After all the head-shaking and discussing and outright complaining that I’ve done over the poor performance of our hot-weather crops this year, they have put me to shame. It hasn’t exactly been warm this October, but it has been remarkably (marvelously) sunny, and apparently that’s been enough. The corn, despite much of it being only about three feet tall, has set ears all over the place. Sure they’re only three to five inches long, but enough of them have ripened that we’ve been able to feast on sweet corn several times. I’ve had to apologize to the plants for my earlier mockery. (“Oh, they’re trying to set ears! That’s so cute!” I said when I first saw little tassels appear.)

Even the tomatoes managed to ripen enough fruit for a couple batches of Roasted Tomato Sauce. This last was the easiest thing ever to do — I didn’t even bother to can it, but just froze it in jars with extra headroom. It’s fantastic on our mini pizzas without any additions. So I owe an apology to the tomato plants too, which I will be thinking of each time I open up a jar of roasted tomato goodness this winter. It isn’t exactly the tomato bounty that I was envisioning last winter, but I find myself very grateful for what we did get.

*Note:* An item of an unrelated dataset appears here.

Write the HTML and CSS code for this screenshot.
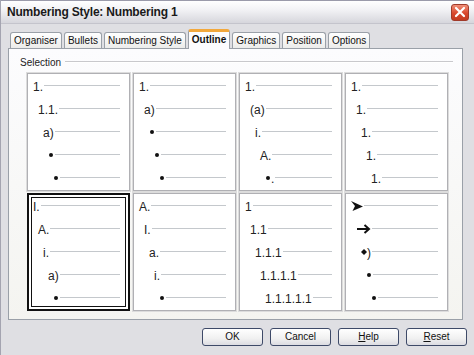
FILE: index.html
```html
<!DOCTYPE html>
<html lang="en">
<head>
  <meta charset="UTF-8">
  <title>Numbering Style: Numbering 1</title>
  <link rel="stylesheet" href="styles.css">
</head>
<body>
  <div class="dialog">
    <!-- TITLE BAR -->
    <div class="titlebar">
      <div class="title">Numbering Style: Numbering 1</div>
      <div class="close">
        <svg width="12" height="12" viewBox="0 0 12 12">
          <path d="M2 2 L10 10 M10 2 L2 10" stroke="#fff" stroke-width="2.2" stroke-linecap="round"/>
        </svg>
      </div>
    </div>

    <!-- TABS -->
    <div class="tabs">
      <div class="tab">Organiser</div>
      <div class="tab">Bullets</div>
      <div class="tab">Numbering Style</div>
      <div class="tab active">Outline</div>
      <div class="tab">Graphics</div>
      <div class="tab">Position</div>
      <div class="tab">Options</div>
    </div>

    <!-- TAB PANEL -->
    <div class="panel">
      <div class="group-head">
        <span class="group-label">Selection</span>
        <span class="group-rule"></span>
      </div>

      <div class="grid">
        <!-- row 1 -->
        <div class="cell">
          <div class="row lv0"><span>1.</span><i></i></div>
          <div class="row lv1"><span>1.1.</span><i></i></div>
          <div class="row lv2"><span>a)</span><i></i></div>
          <div class="row lv3"><span class="dot"></span><i></i></div>
          <div class="row lv4"><span class="dot"></span><i></i></div>
        </div>
        <div class="cell">
          <div class="row lv0"><span>1.</span><i></i></div>
          <div class="row lv1"><span>a)</span><i></i></div>
          <div class="row lv2"><span class="dot"></span><i></i></div>
          <div class="row lv3"><span class="dot"></span><i></i></div>
          <div class="row lv4"><span class="dot"></span><i></i></div>
        </div>
        <div class="cell">
          <div class="row lv0"><span>1.</span><i></i></div>
          <div class="row lv1"><span>(a)</span><i></i></div>
          <div class="row lv2"><span>i.</span><i></i></div>
          <div class="row lv3"><span>A.</span><i></i></div>
          <div class="row lv4"><span class="dot"></span><span>.</span><i></i></div>
        </div>
        <div class="cell">
          <div class="row lv0"><span>1.</span><i></i></div>
          <div class="row lv1"><span>1.</span><i></i></div>
          <div class="row lv2"><span>1.</span><i></i></div>
          <div class="row lv3"><span>1.</span><i></i></div>
          <div class="row lv4"><span>1.</span><i></i></div>
        </div>

        <!-- row 2 -->
        <div class="cell selected">
          <div class="row lv0"><span>I.</span><i></i></div>
          <div class="row lv1"><span>A.</span><i></i></div>
          <div class="row lv2"><span>i.</span><i></i></div>
          <div class="row lv3"><span>a)</span><i></i></div>
          <div class="row lv4"><span class="dot"></span><i></i></div>
        </div>
        <div class="cell">
          <div class="row lv0"><span>A.</span><i></i></div>
          <div class="row lv1"><span>I.</span><i></i></div>
          <div class="row lv2"><span>a.</span><i></i></div>
          <div class="row lv3"><span>i.</span><i></i></div>
          <div class="row lv4"><span class="dot"></span><i></i></div>
        </div>
        <div class="cell">
          <div class="row lv0"><span>1</span><i></i></div>
          <div class="row lv1"><span>1.1</span><i></i></div>
          <div class="row lv2"><span>1.1.1</span><i></i></div>
          <div class="row lv3"><span>1.1.1.1</span><i></i></div>
          <div class="row lv4"><span>1.1.1.1.1</span><i></i></div>
        </div>
        <div class="cell">
          <div class="row lv0">
            <svg class="sym" width="12" height="10" viewBox="0 0 12 10">
              <path d="M0 0 L12 5.5 L1.5 10 L4 5 Z" fill="#111"/>
            </svg><i></i>
          </div>
          <div class="row lv1">
            <svg class="sym" width="15" height="10" viewBox="0 0 15 10">
              <path d="M1 5 H13 M8.5 1 L13 5 L8.5 9" stroke="#111" stroke-width="2" fill="none"/>
            </svg><i></i>
          </div>
          <div class="row lv2">
            <svg class="sym" width="6" height="6" viewBox="0 0 6 6">
              <path d="M3 0 L6 3 L3 6 L0 3 Z" fill="#111"/>
            </svg><span>)</span><i></i>
          </div>
          <div class="row lv3"><span class="dot"></span><i></i></div>
          <div class="row lv4"><span class="dot"></span><i></i></div>
        </div>
      </div>
    </div>

    <!-- BUTTONS -->
    <div class="buttons">
      <div class="btn">OK</div>
      <div class="btn">Cancel</div>
      <div class="btn"><u>H</u>elp</div>
      <div class="btn"><u>R</u>eset</div>
    </div>
  </div>
</body>
</html>
```

FILE: styles.css
```css
/* ===============================
   BASE
=============================== */
html, body {
  margin: 0;
  padding: 0;
  width: 474px;
  height: 355px;
  overflow: hidden;
  background: #dcdce0;
}
body {
  font-family: 'Liberation Sans', Arial, sans-serif;
  color: #111;
}

.dialog {
  width: 474px;
  height: 355px;
  box-sizing: border-box;
  background: #dfdfe3;
  border-left: 1px solid #a4a4b0;
}

/* ===============================
   TITLE BAR
=============================== */
.titlebar {
  height: 24px;
  box-sizing: border-box;
  display: flex;
  align-items: center;
  justify-content: space-between;
  border-top: 1px solid #9a9aaa;
  background: linear-gradient(#ffffff, #f2f2f5 40%, #d6d6dc);
  border-bottom: 1px solid #c4c4cc;
  padding: 0 5px 0 6px;
}
.title {
  font-size: 12px;
  font-weight: bold;
  letter-spacing: -0.2px;
  color: #1a1a1a;
}
.close {
  width: 18px;
  height: 17px;
  box-sizing: border-box;
  border: 1px solid #a03a2a;
  border-radius: 3px;
  background: linear-gradient(#f0907a, #d9472c 55%, #c23a20);
  display: flex;
  align-items: center;
  justify-content: center;
}

/* ===============================
   TABS
=============================== */
.tabs {
  display: flex;
  align-items: flex-end;
  height: 19px;
  margin-top: 5px;
  padding-left: 9px;
  position: relative;
  z-index: 1;
}
.tab {
  height: 16px;
  box-sizing: border-box;
  padding: 0 3px;
  margin-right: 2px;
  font-size: 10px;
  line-height: 15px;
  border: 1px solid #9aa0a8;
  border-bottom: none;
  border-radius: 3px 3px 0 0;
  background: linear-gradient(#ffffff, #ececea);
  white-space: nowrap;
}
.tab.active {
  height: 20px;
  margin-bottom: -1px;
  font-weight: bold;
  line-height: 16px;
  background: #fcfcfe;
  border-top: 3px solid #f2a83c;
}

/* ===============================
   PANEL
=============================== */
.panel {
  margin-left: 7px;
  width: 455px;
  height: 272px;
  box-sizing: border-box;
  border: 1px solid #9aa0a8;
  background: linear-gradient(#fcfcfe, #f4f4f0);
  padding: 7px 0 0 18px;
}
.group-head {
  display: flex;
  align-items: center;
  height: 12px;
  padding-left: 2px;
  margin-left: -9px;
  margin-right: 9px;
}
.group-label {
  font-size: 10px;
  color: #222;
  margin-right: 4px;
}
.group-rule {
  flex: 1;
  height: 1px;
  background: #c8c8cc;
  border-bottom: 1px solid #fff;
}

.grid {
  display: grid;
  grid-template-columns: repeat(4, 103px);
  grid-template-rows: 118px 118px;
  column-gap: 3px;
  row-gap: 2px;
  margin-top: 5px;
}
.cell {
  background: #fff;
  border: 1px solid #b0b0b4;
  box-shadow: 0 0 0 1px #dcdcdc;
  box-sizing: border-box;
  padding: 1px 9px 0 0;
}
.cell.selected {
  border: 2px solid #111;
  box-shadow: inset 0 0 0 2px #fff, inset 0 0 0 3px #111;
  padding: 0 8px 0 0;
}
.cell.selected .row {
  margin-left: -1px;
}

/* riga di anteprima */
.row {
  display: flex;
  align-items: center;
  height: 23px;
  font-size: 12px;
  color: #222;
  white-space: nowrap;
}
.row i {
  flex: 1;
  height: 1px;
  margin-left: 1px;
  margin-bottom: 3px;
  background: #c4c8cc;
}
.lv0 { padding-left: 5px; }
.lv1 { padding-left: 10px; }
.lv2 { padding-left: 15px; }
.lv3 { padding-left: 20px; }
.lv4 { padding-left: 25px; }

.dot {
  width: 4px;
  height: 4px;
  border-radius: 50%;
  background: #111;
  margin: 0 1px 2px 1px;
}
.sym {
  display: block;
  margin-bottom: 2px;
}

/* ===============================
   BUTTONS
=============================== */
.buttons {
  display: flex;
  justify-content: flex-end;
  gap: 7px;
  padding-right: 7px;
  margin-top: 8px;
}
.btn {
  width: 61px;
  height: 18px;
  box-sizing: border-box;
  border: 1px solid #3e4a68;
  border-radius: 3px;
  background: linear-gradient(#ffffff, #f0f0f0 60%, #dcdce2);
  font-size: 10px;
  line-height: 16px;
  text-align: center;
}
.btn u {
  text-decoration: underline;
}
```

Nathan is now three years old. I’ve been looking forward to his birthday for a while, because at this age I think he finally has some inkling of his birthday being a special day. We managed to avoid gifts again this year — he isn’t that aware of what birthdays are “supposed” to be. Instead Dave and I spent a little time the night before blowing up balloons, so that when he came out in the morning he found the living room floor littered with small balloons. That was a big hit. The kids found several ways to entertain themselves with the balloons:

  1. Popping them. I would think that, especially for someone Ryan’s age, popping a balloon with one’s teeth would be a slightly worrisome experience. But both of our little guys think that popping balloons is the thing, and teeth are a great way to do it. This is not to say that nails, rosebushes, or sharp rocks aren’t also viable options.
  2. Static electricity. This was mostly me, to be honest, although both kids found it very entertaining when I would stick a balloon to myself, them, the wall, etc. But they also found it to be an Afront Against Nature, and would immediately knock it down again.
  3. Stretching the un-filled balloons. We didn’t have the stamina to blow up all 100 in the bag, so there were a bunch of extras hanging around which (somehow) got into general play. Nathan liked to chew on these, and Ryan to pull on them. At one point Nathan had two hanging out of his mouth, which Ryan promptly pulled on with all his might. This ended about like you would expect, although oddly Nathan didn’t complain about rubber snapping back in his face. Strange.

We had other fun as well, including a trip to the park, and then did an excellent dinner with brownies for dessert. Nathan really, really liked the ritual of the candle in his brownie, and had us light it several times so that he could blow it out. And I learned a valuable lesson about what happens to a candle when inserted into a hot brownie. We now have one fewer candles.